Partie émergée de l’action de l’ANSSI, notamment du côté des fournisseurs, la qualification et la certification des solutions et services de cybersécurité. Philippe Blot, chef de la division produits et services de sécurité de l’ANSSI a expliqué que 80 acteurs possèdent aujourd’hui une ou plusieurs qualifications de l’ANSSI. « Une centaine de certificats délivrés par an et 174 visas délivrés en 2018 et 14 centres d’évaluation. C’est un écosystème d’offreurs et aussi des partenaires que sont les centres d’évaluation CESTI. » Cette démarche de certification va s’élargir à l’échelle européenne puisque Philippe Blot a révélé que le règlement relatif à la certification européenne doit être publié au journal officiel le 7 juin prochain. La France aura alors 20 jours pour sa mise en application. « La certification européenne devient une réalité » a-t-il ajouté. « L’ENISA et la commission européenne vont lancer des procédures d’appel afin de constituer les stakeholders groups, c’est-à-dire les gens qui vont pouvoir influencer le programme de travail de l’Europe en manière de certification de sécurité. Nous allons essayer d’organiser une concertation française donc n’hésitez pas à consulter les appels de l’Europe et nous informer de votre intérêt à participer aux débats. »

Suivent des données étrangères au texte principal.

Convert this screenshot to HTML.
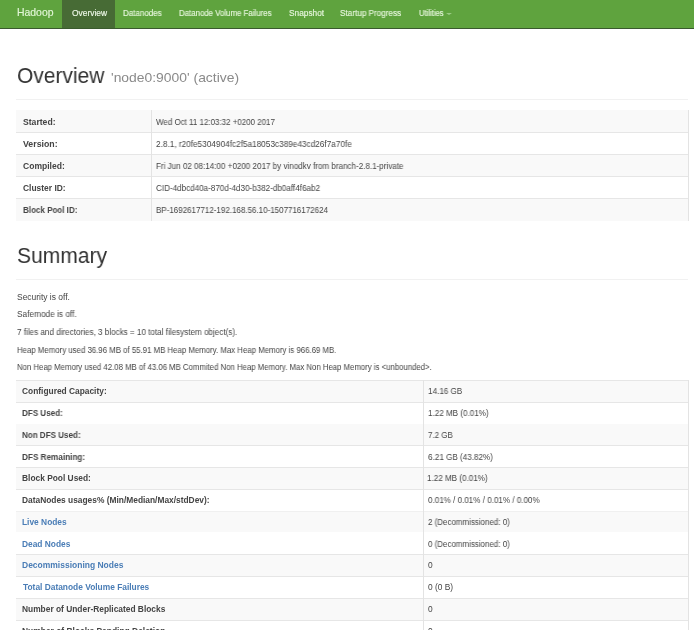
<!DOCTYPE html>
<html><head><meta charset="utf-8">
<style>
*{box-sizing:border-box;margin:0;padding:0}
html,body{width:694px;height:630px;overflow:hidden;background:#fff}
body{font-family:"Liberation Sans",sans-serif;color:#333;position:relative}
.t{position:absolute;white-space:nowrap;line-height:20px;transform-origin:0 0;will-change:transform}
.nav{position:absolute;left:0;top:0;width:694px;height:29px;background:#5fa33e;border-bottom:1px solid #3a5a2e}
.act{position:absolute;left:61.7px;top:0;width:53.1px;height:28px;background:#476b35}
.caret{position:absolute;left:445.5px;top:12.6px;width:0;height:0;border-left:3px solid transparent;border-right:3px solid transparent;border-top:2.4px solid #9ccc86}
.hr{position:absolute;left:16px;width:672px;height:1px;background:#f1f1f1}
.row{position:absolute;left:16px;width:672px}
.hl{position:absolute;left:16px;width:672px;height:1px;background:#e6e6e6}
.vl{position:absolute;width:1px;background:#e3e3e3}
</style></head><body>
<div class="nav"></div>
<div class="act"></div>
<div class="caret"></div>
<div class="hr" style="top:99px"></div>
<div class="hr" style="top:279px"></div>
<div class="row" style="top:110.30px;height:21.86px;background:#f9f9f9"></div>
<div class="row" style="top:132.16px;height:21.86px;background:#fff"></div>
<div class="row" style="top:154.02px;height:21.86px;background:#f9f9f9"></div>
<div class="row" style="top:175.88px;height:21.86px;background:#fff"></div>
<div class="row" style="top:197.74px;height:23.06px;background:#f9f9f9"></div>
<div class="hl" style="top:132.16px"></div>
<div class="hl" style="top:154.02px"></div>
<div class="hl" style="top:175.88px"></div>
<div class="hl" style="top:197.74px"></div>
<div class="vl" style="left:151px;top:110.30px;height:110.50px"></div>
<div class="vl" style="left:688px;top:110.30px;height:110.50px"></div>
<div class="row" style="top:379.90px;height:21.80px;background:#f9f9f9"></div>
<div class="row" style="top:401.70px;height:21.80px;background:#fff"></div>
<div class="row" style="top:423.50px;height:21.80px;background:#f9f9f9"></div>
<div class="row" style="top:445.30px;height:21.80px;background:#fff"></div>
<div class="row" style="top:467.10px;height:21.80px;background:#f9f9f9"></div>
<div class="row" style="top:488.90px;height:21.80px;background:#fff"></div>
<div class="row" style="top:510.70px;height:21.80px;background:#f9f9f9"></div>
<div class="row" style="top:532.50px;height:21.80px;background:#fff"></div>
<div class="row" style="top:554.30px;height:21.80px;background:#f9f9f9"></div>
<div class="row" style="top:576.10px;height:21.80px;background:#fff"></div>
<div class="row" style="top:597.90px;height:21.80px;background:#f9f9f9"></div>
<div class="row" style="top:619.70px;height:21.80px;background:#fff"></div>
<div class="hl" style="top:379.90px"></div>
<div class="hl" style="top:401.70px"></div>
<div class="hl" style="top:445.30px"></div>
<div class="hl" style="top:467.10px"></div>
<div class="hl" style="top:488.90px"></div>
<div class="hl" style="top:510.70px;background:#f0f0f0"></div>
<div class="hl" style="top:554.30px"></div>
<div class="hl" style="top:576.10px"></div>
<div class="hl" style="top:597.90px"></div>
<div class="hl" style="top:619.70px"></div>
<div class="hl" style="top:641.50px"></div>
<div class="vl" style="left:423px;top:379.90px;height:261.60px"></div>
<div class="vl" style="left:688px;top:379.90px;height:261.60px"></div>
<span class="t" style="left:16.69px;top:3.40px;font-size:10.2px;color:#e2f6d6;-webkit-text-stroke:0.15px #e2f6d6;transform:scaleX(1.0231)">Hadoop</span>
<span class="t" style="left:71.56px;top:3.20px;font-size:8.3px;color:#eef9e8;-webkit-text-stroke:0.15px #eef9e8;transform:scaleX(1.0123)">Overview</span>
<span class="t" style="left:123.13px;top:3.10px;font-size:8.3px;color:#e6f6dc;-webkit-text-stroke:0.15px #e6f6dc;transform:scaleX(0.9633)">Datanodes</span>
<span class="t" style="left:179.14px;top:3.10px;font-size:8.3px;color:#e6f6dc;-webkit-text-stroke:0.15px #e6f6dc;transform:scaleX(0.9457)">Datanode Volume Failures</span>
<span class="t" style="left:288.88px;top:3.10px;font-size:8.3px;color:#e6f6dc;-webkit-text-stroke:0.15px #e6f6dc">Snapshot</span>
<span class="t" style="left:340.49px;top:3.10px;font-size:8.3px;color:#e6f6dc;-webkit-text-stroke:0.15px #e6f6dc;transform:scaleX(0.9835)">Startup Progress</span>
<span class="t" style="left:418.67px;top:3.10px;font-size:8.3px;color:#e6f6dc;-webkit-text-stroke:0.15px #e6f6dc;transform:scaleX(0.9189)">Utilities</span>
<span class="t" style="left:16.50px;top:65.60px;font-size:22.5px;color:#333;transform:scaleX(0.9316)">Overview</span>
<span class="t" style="left:111.06px;top:68.40px;font-size:13.4px;color:#8a8a8a;transform:scaleX(1.0368)">'node0:9000' (active)</span>
<span class="t" style="left:16.67px;top:246.40px;font-size:22.5px;color:#333;transform:scaleX(0.9359)">Summary</span>
<span class="t" style="left:17.07px;top:286.80px;font-size:8.4px;color:#444;transform:scaleX(1.0090)">Security is off.</span>
<span class="t" style="left:17.09px;top:304.45px;font-size:8.4px;color:#444;transform:scaleX(0.9891)">Safemode is off.</span>
<span class="t" style="left:17.22px;top:322.10px;font-size:8.4px;color:#444;transform:scaleX(0.9669)">7 files and directories, 3 blocks = 10 total filesystem object(s).</span>
<span class="t" style="left:17.13px;top:339.75px;font-size:8.4px;color:#444;transform:scaleX(0.9341)">Heap Memory used 36.96 MB of 55.91 MB Heap Memory. Max Heap Memory is 966.69 MB.</span>
<span class="t" style="left:17.16px;top:357.40px;font-size:8.4px;color:#444;transform:scaleX(0.9284)">Non Heap Memory used 42.08 MB of 43.06 MB Commited Non Heap Memory. Max Non Heap Memory is &lt;unbounded&gt;.</span>
<span class="t" style="left:22.70px;top:112.20px;font-size:8.4px;color:#444;font-weight:bold;transform:scaleX(1.0282)">Started:</span>
<span class="t" style="left:22.96px;top:134.30px;font-size:8.4px;color:#444;font-weight:bold;transform:scaleX(1.0466)">Version:</span>
<span class="t" style="left:22.82px;top:156.10px;font-size:8.4px;color:#444;font-weight:bold;transform:scaleX(1.0210)">Compiled:</span>
<span class="t" style="left:22.83px;top:177.90px;font-size:8.4px;color:#444;font-weight:bold;transform:scaleX(1.0073)">Cluster ID:</span>
<span class="t" style="left:22.73px;top:199.60px;font-size:8.4px;color:#444;font-weight:bold;transform:scaleX(0.9580)">Block Pool ID:</span>
<span class="t" style="left:155.72px;top:112.20px;font-size:8.4px;color:#444;transform:scaleX(0.9499)">Wed Oct 11 12:03:32 +0200 2017</span>
<span class="t" style="left:155.59px;top:134.30px;font-size:8.4px;color:#444;transform:scaleX(0.9824)">2.8.1, r20fe5304904fc2f5a18053c389e43cd26f7a70fe</span>
<span class="t" style="left:156.33px;top:156.10px;font-size:8.4px;color:#444;transform:scaleX(0.9619)">Fri Jun 02 08:14:00 +0200 2017 by vinodkv from branch-2.8.1-private</span>
<span class="t" style="left:155.58px;top:177.90px;font-size:8.4px;color:#444;transform:scaleX(0.9657)">CID-4dbcd40a-870d-4d30-b382-db0aff4f6ab2</span>
<span class="t" style="left:156.34px;top:199.60px;font-size:8.4px;color:#444;transform:scaleX(0.9543)">BP-1692617712-192.168.56.10-1507716172624</span>
<span class="t" style="left:22.33px;top:381.20px;font-size:8.4px;color:#444;font-weight:bold">Configured Capacity:</span>
<span class="t" style="left:22.23px;top:402.98px;font-size:8.4px;color:#444;font-weight:bold;transform:scaleX(0.9616)">DFS Used:</span>
<span class="t" style="left:22.23px;top:424.76px;font-size:8.4px;color:#444;font-weight:bold;transform:scaleX(0.9592)">Non DFS Used:</span>
<span class="t" style="left:22.22px;top:446.54px;font-size:8.4px;color:#444;font-weight:bold;transform:scaleX(0.9744)">DFS Remaining:</span>
<span class="t" style="left:22.21px;top:468.32px;font-size:8.4px;color:#444;font-weight:bold;transform:scaleX(0.9938)">Block Pool Used:</span>
<span class="t" style="left:22.20px;top:490.10px;font-size:8.4px;color:#444;font-weight:bold">DataNodes usages% (Min/Median/Max/stdDev):</span>
<span class="t" style="left:22.20px;top:511.88px;font-size:8.4px;color:#4a7db6;font-weight:bold">Live Nodes</span>
<span class="t" style="left:21.81px;top:533.66px;font-size:8.4px;color:#4a7db6;font-weight:bold;transform:scaleX(0.9918)">Dead Nodes</span>
<span class="t" style="left:21.80px;top:555.44px;font-size:8.4px;color:#4a7db6;font-weight:bold;transform:scaleX(1.0135)">Decommissioning Nodes</span>
<span class="t" style="left:22.61px;top:577.22px;font-size:8.4px;color:#4a7db6;font-weight:bold">Total Datanode Volume Failures</span>
<span class="t" style="left:22.20px;top:599.00px;font-size:8.4px;color:#444;font-weight:bold">Number of Under-Replicated Blocks</span>
<span class="t" style="left:22.20px;top:620.78px;font-size:8.4px;color:#444;font-weight:bold;transform:scaleX(1.0065)">Number of Blocks Pending Deletion</span>
<span class="t" style="left:428.48px;top:381.20px;font-size:8.4px;color:#444;transform:scaleX(0.9675)">14.16 GB</span>
<span class="t" style="left:428.48px;top:402.98px;font-size:8.4px;color:#444;transform:scaleX(0.9647)">1.22 MB (0.01%)</span>
<span class="t" style="left:427.63px;top:424.76px;font-size:8.4px;color:#444;transform:scaleX(0.9487)">7.2 GB</span>
<span class="t" style="left:427.69px;top:446.54px;font-size:8.4px;color:#444;transform:scaleX(0.9671)">6.21 GB (43.82%)</span>
<span class="t" style="left:427.48px;top:468.32px;font-size:8.4px;color:#444;transform:scaleX(0.9647)">1.22 MB (0.01%)</span>
<span class="t" style="left:427.72px;top:490.10px;font-size:8.4px;color:#444;transform:scaleX(0.9629)">0.01% / 0.01% / 0.01% / 0.00%</span>
<span class="t" style="left:427.70px;top:511.88px;font-size:8.4px;color:#444;transform:scaleX(0.9497)">2 (Decommissioned: 0)</span>
<span class="t" style="left:427.72px;top:533.66px;font-size:8.4px;color:#444;transform:scaleX(0.9495)">0 (Decommissioned: 0)</span>
<span class="t" style="left:427.72px;top:555.44px;font-size:8.4px;color:#444;transform:scaleX(0.9500)">0</span>
<span class="t" style="left:427.70px;top:577.22px;font-size:8.4px;color:#444">0 (0 B)</span>
<span class="t" style="left:427.72px;top:599.00px;font-size:8.4px;color:#444;transform:scaleX(0.9500)">0</span>
<span class="t" style="left:427.72px;top:620.78px;font-size:8.4px;color:#444;transform:scaleX(0.9500)">0</span>
</body></html>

ce Cyber Festival de l’ANSSI aura permis par ailleurs de découvrir de multiples aspects de la cybersécurité moderne, notamment des démonstrations sur la sécurité des objets et véhicules connectés. L’occasion aussi de découvrir le Cyber Range, l’installation de simulation utilisé par les experts de l’ANSSI pour tester les solutions que leur soumettent les éditeurs (photo ci-dessus).